Information about changes in AOCI (see ASC 220-10-45-14A) should reflect those amounts of OCI
attributable to the parent since AOCI represents an accumulation of amounts for the parent only.
Current-period OCI attributable to the noncontrolling interest in a subsidiary would be accumulated
in the parent entity’s noncontrolling interest balance sheet line item and thus would not be included
in AOCI. However, because ASC 220 is silent on the presentation of OCI information related to the
noncontrolling interest in a subsidiary, the parent entity would not be precluded from separately
disclosing information about components of OCI related to the noncontrolling interest.

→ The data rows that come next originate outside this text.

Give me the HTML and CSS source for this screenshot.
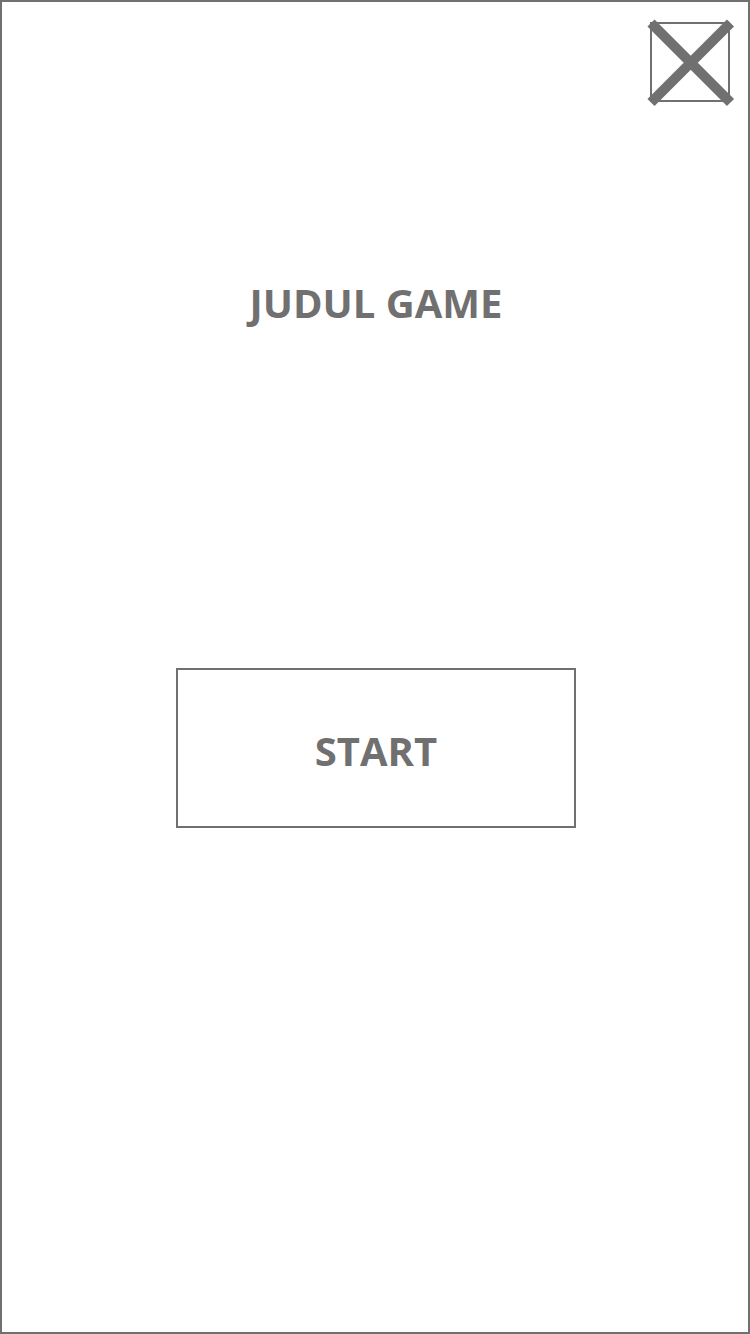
FILE: index.html
```html
<!DOCTYPE html>
<html lang="id">
<head>
<meta charset="utf-8">
<meta name="viewport" content="width=device-width, initial-scale=1">
<title>Judul Game</title>
<link rel="stylesheet" href="styles.css">
</head>
<body>
<main class="screen">
  <header class="topbar">
    <button class="close" type="button" aria-label="Tutup">
      <svg class="close-icon" viewBox="0 0 88 88" aria-hidden="true">
        <rect x="4" y="4" width="78" height="78" fill="none" stroke="#707070" stroke-width="2"/>
        <path d="M4 4 83.5 83.5M83.5 4 4 83.5" fill="none" stroke="#707070" stroke-width="10"/>
      </svg>
    </button>
  </header>
  <h1 class="title">JUDUL GAME</h1>
  <button class="start" type="button">START</button>
</main>
</body>
</html>
```

FILE: styles.css
```css
* {
  box-sizing: border-box;
}

body {
  margin: 0;
  background: #fff;
  color: #707070;
  font-family: "Segoe UI", "Open Sans", "Noto Sans", sans-serif;
}

.screen {
  display: flex;
  flex-direction: column;
  align-items: center;
  min-height: 100vh;
  padding-left: 2px;
  border: 2px solid #707070;
}

.topbar {
  display: flex;
  justify-content: flex-end;
  width: 100%;
  padding: 17px 13px 0 0;
}

.close {
  padding: 0;
  border: 0;
  background: none;
  cursor: pointer;
}

.close-icon {
  display: block;
  width: 88px;
  height: 88px;
}

.title {
  margin: 168px 0 0;
  font-size: 40px;
  font-weight: 700;
  line-height: 56px;
}

.start {
  width: 400px;
  max-width: 100%;
  height: 160px;
  margin-top: 337px;
  padding: 6px 6px 0;
  border: 2px solid #707070;
  background: #fff;
  color: inherit;
  font-family: inherit;
  font-size: 40px;
  font-weight: 700;
  line-height: 56px;
  cursor: pointer;
}
```
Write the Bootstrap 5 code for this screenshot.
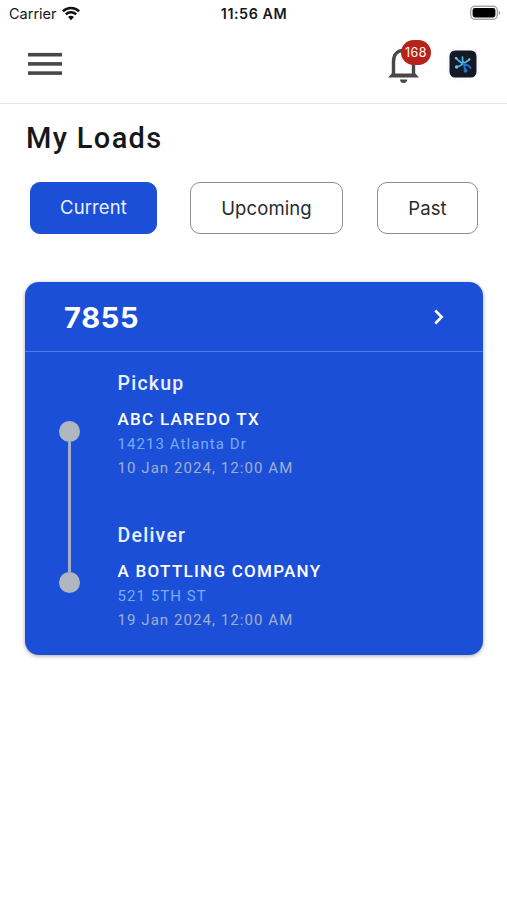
<!DOCTYPE html>
<html lang="en">
<head>
<meta charset="utf-8">
<meta name="viewport" content="width=device-width, initial-scale=1">
<title>My Loads</title>
<link href="https://cdn.jsdelivr.net/npm/bootstrap@5.3.0/dist/css/bootstrap.min.css" rel="stylesheet">
<style>
  :root { --brand: #1b4fd8; }
  body { font-family: Inter, "Liberation Sans", sans-serif; background: #fff; color: #16171a; min-height: 900px; }
  svg { display: block; flex: none; }
  .status-bar { height: 28px; padding: 0 6px 0 9px; font-size: 14.5px; line-height: 28px; display: grid; grid-template-columns: 1fr auto 1fr; }
  .status-bar .clock { font-weight: 600; font-size: 14.3px; letter-spacing: .55px; margin-right: 2px; }
  .wifi { margin: 0 0 2px 5px; }
  .app-header { height: 76px; padding: 0 29px 3px 28px; border-bottom: 1px solid #e6e6e8; }
  .icon-btn { border: 0; background: none; padding: 0; }
  .bell-btn { margin-top: -5px; }
  .avatar { margin-left: 27px; margin-right: -2px; }
  .bell-count { top: 0; left: 13px; width: 30px; height: 25px; border-radius: 13px; background: #b9221b; color: #fff; font-size: 12.5px; line-height: 25px; letter-spacing: .4px; }
  .page-title { font: 500 29px/36px Roboto, sans-serif; letter-spacing: 1.35px; margin: 16px 0 26px 26px; }
  .load-tabs { padding: 0 29px 0 30px; }
  .load-tabs .btn { height: 52px; padding: 0; border: 1.5px solid #8d8d8f; border-radius: 10px; color: #2a2b2e; font-size: 18.5px; line-height: 51px; letter-spacing: .1px; }
  .load-tabs .btn.active { background: var(--brand); border-color: var(--brand); color: #e9efff; padding-bottom: 2px; line-height: 47px; }
  .tab-current { width: 127px; } .tab-upcoming { width: 153px; margin-left: -1px; } .tab-past { width: 101px; }
  .load-card { margin: 48px 24px 0 25px; height: 373px; border: 0; border-radius: 14px; background: var(--brand); color: #fff; box-shadow: 0 1px 4px rgba(0,0,0,.35); }
  .load-head { height: 70px; padding: 0 39px; border-bottom: 1px solid #5379e2; }
  .load-number { font-size: 29px; font-weight: 700; line-height: 70px; letter-spacing: .7px; padding-top: 2px; }
  .stops { font-family: Roboto, sans-serif; padding-left: 34px; padding-top: 18px; }
  .route { width: 21px; margin: 50.5px 38px 0 -.5px; height: 172px; }
  .route .stop-dot { width: 21px; height: 21px; border-radius: 50%; background: #b0b7bf; flex: none; }
  .route .stop-line { width: 3px; background: #a5afc5; }
  .stop-info { height: 151.5px; padding-top: 1px; }
  .stop-kind { font-size: 19.5px; font-weight: 500; line-height: 26px; letter-spacing: 1.25px; margin-bottom: 10px; color: #e9efff; }
  .stop-name { font-size: 17px; font-weight: 500; line-height: 25px; letter-spacing: 1.27px; }
  .stop-addr, .stop-time { font-size: 15px; line-height: 24.3px; letter-spacing: 1.07px; color: #78abf6; }
  .stop-time { color: #a2afca; }
</style>
</head>
<body>
<div class="status-bar">
  <div class="d-flex align-items-center">
    <span>Carrier</span>
    <svg class="wifi" width="18" height="15" viewBox="0 0 18 15" fill="none" stroke="#111" stroke-width="2.5"><path d="M.9 5.3a11.6 11.6 0 0 1 16.2 0M3.8 8.4a7.4 7.4 0 0 1 10.4 0"/><path d="M9 14.2 6 11.1a4.3 4.3 0 0 1 6 0z" fill="#111" stroke="none"/></svg>
  </div>
  <span class="clock">11:56 AM</span>
  <div class="d-flex align-items-center justify-content-end">
    <svg class="mb-1" width="31" height="15" viewBox="0 0 31 15"><rect x=".7" y="1.2" width="26.6" height="13" rx="4" fill="#fff" stroke="#a5a5a5" stroke-width="1.4"/><rect x="2.6" y="3" width="22.8" height="9.4" rx="2.4" fill="#000"/><path d="M28.7 5.5v4.6q1.6-.7 1.6-2.3t-1.6-2.3" fill="#a5a5a5"/></svg>
  </div>
</div>
<header class="app-header d-flex align-items-center justify-content-between">
  <button class="icon-btn" aria-label="Menu">
    <svg width="34" height="24" viewBox="0 0 34 24" fill="#48484b"><rect y=".9" width="34" height="3.6"/><rect y="10.1" width="34" height="3.6"/><rect y="19.3" width="34" height="3.6"/></svg>
  </button>
  <div class="d-flex align-items-center">
    <button class="icon-btn bell-btn position-relative" aria-label="Notifications">
      <svg width="31" height="43" viewBox="0 0 31 43"><path d="M5.5 36V21.5C5.5 14.5 9.5 10.5 15.5 10.5S25.5 14.5 25.5 21.5V36" fill="none" stroke="#48484b" stroke-width="3.4"/><path d="M0 37.5 3.7 33.5H27.3L31 37.5ZM12 39.5H19.2Q18.8 43 15.6 43T12 39.5" fill="#48484b"/></svg>
      <span class="bell-count position-absolute text-center">168</span>
    </button>
    <svg class="avatar" width="34" height="34" viewBox="0 0 34 34"><circle cx="17" cy="17" r="17" fill="#fafafc"/><rect x="3.5" y="3.5" width="27" height="27" rx="5.5" fill="#141925"/>
      <g fill="none" stroke-linecap="round"><path d="m10 11 3 3 3.500 2.500M16.500 10v3.500l1.500 3M23.500 12.500l-5 3.500M10.500 20l4-1.500 3-2" stroke="#48b5e8" stroke-width="1.700"/><path d="m17.500 17 5 1.500 2 2.500M18 17.500l1.500 7" stroke="#2472c2" stroke-width="2"/></g>
      <g fill="#62c8ed"><circle cx="10.200" cy="11.300" r="1.300"/><circle cx="10.600" cy="20" r="1.700"/><circle cx="23.300" cy="12.400" r="1.100"/></g><circle cx="19.500" cy="23.700" r="1.900" fill="#2472c2"/></svg>
  </div>
</header>
<main>
  <h1 class="page-title">My Loads</h1>
  <div class="load-tabs d-flex justify-content-between">
    <button class="btn active tab-current">Current</button>
    <button class="btn tab-upcoming">Upcoming</button>
    <button class="btn tab-past">Past</button>
  </div>
  <article class="card load-card">
    <div class="load-head d-flex align-items-center justify-content-between">
      <span class="load-number">7855</span>
      <svg width="10" height="16" viewBox="0 0 10 16" fill="none" stroke="#fff" stroke-width="2.6"><path d="m1.300 1.500 6.400 6.500-6.400 6.500"/></svg>
    </div>
    <div class="stops d-flex">
      <div class="route d-flex flex-column align-items-center">
        <span class="stop-dot"></span><span class="stop-line flex-grow-1"></span><span class="stop-dot"></span>
      </div>
      <div>
        <div class="stop-info">
          <div class="stop-kind">Pickup</div>
          <div class="stop-name">ABC LAREDO TX</div>
          <div class="stop-addr">14213 Atlanta Dr</div>
          <div class="stop-time">10 Jan 2024, 12:00 AM</div>
        </div>
        <div class="stop-info">
          <div class="stop-kind">Deliver</div>
          <div class="stop-name">A BOTTLING COMPANY</div>
          <div class="stop-addr">521 5TH ST</div>
          <div class="stop-time">19 Jan 2024, 12:00 AM</div>
        </div>
      </div>
    </div>
  </article>
</main>
<script src="https://cdn.jsdelivr.net/npm/bootstrap@5.3.0/dist/js/bootstrap.bundle.min.js"></script>
</body>
</html>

ASC 220-10-45-17 requires an entity to present information about items reclassified out of AOCI,
specifically the amount and income statement line item affected. The guidance does not address the
presentation of information about significant amounts reclassified from an entity’s noncontrolling
interest balance sheet line item to the income statement. However, an entity may elect to disclose
information about the income statement effects of significant reclassification adjustments that include
a noncontrolling interest portion. Doing so would be consistent with presenting consolidated net
income (i.e., an entity view) and attributing an amount to the noncontrolling interest in accordance
with ASC 810-10. If an entity presents income statement effects that include a noncontrolling interest
amount, it may disclose the (1) aggregate noncontrolling interest amount related to all of the significant
reclassification adjustments or (2) noncontrolling interest amount affecting each income statement line
item. Regardless of how the noncontrolling interest is presented in this disclosure, if at all, the subtotal
by component must agree with the reclassification adjustments presented in the changes in AOCI
balances by component. Therefore, a reconciliation may be necessary.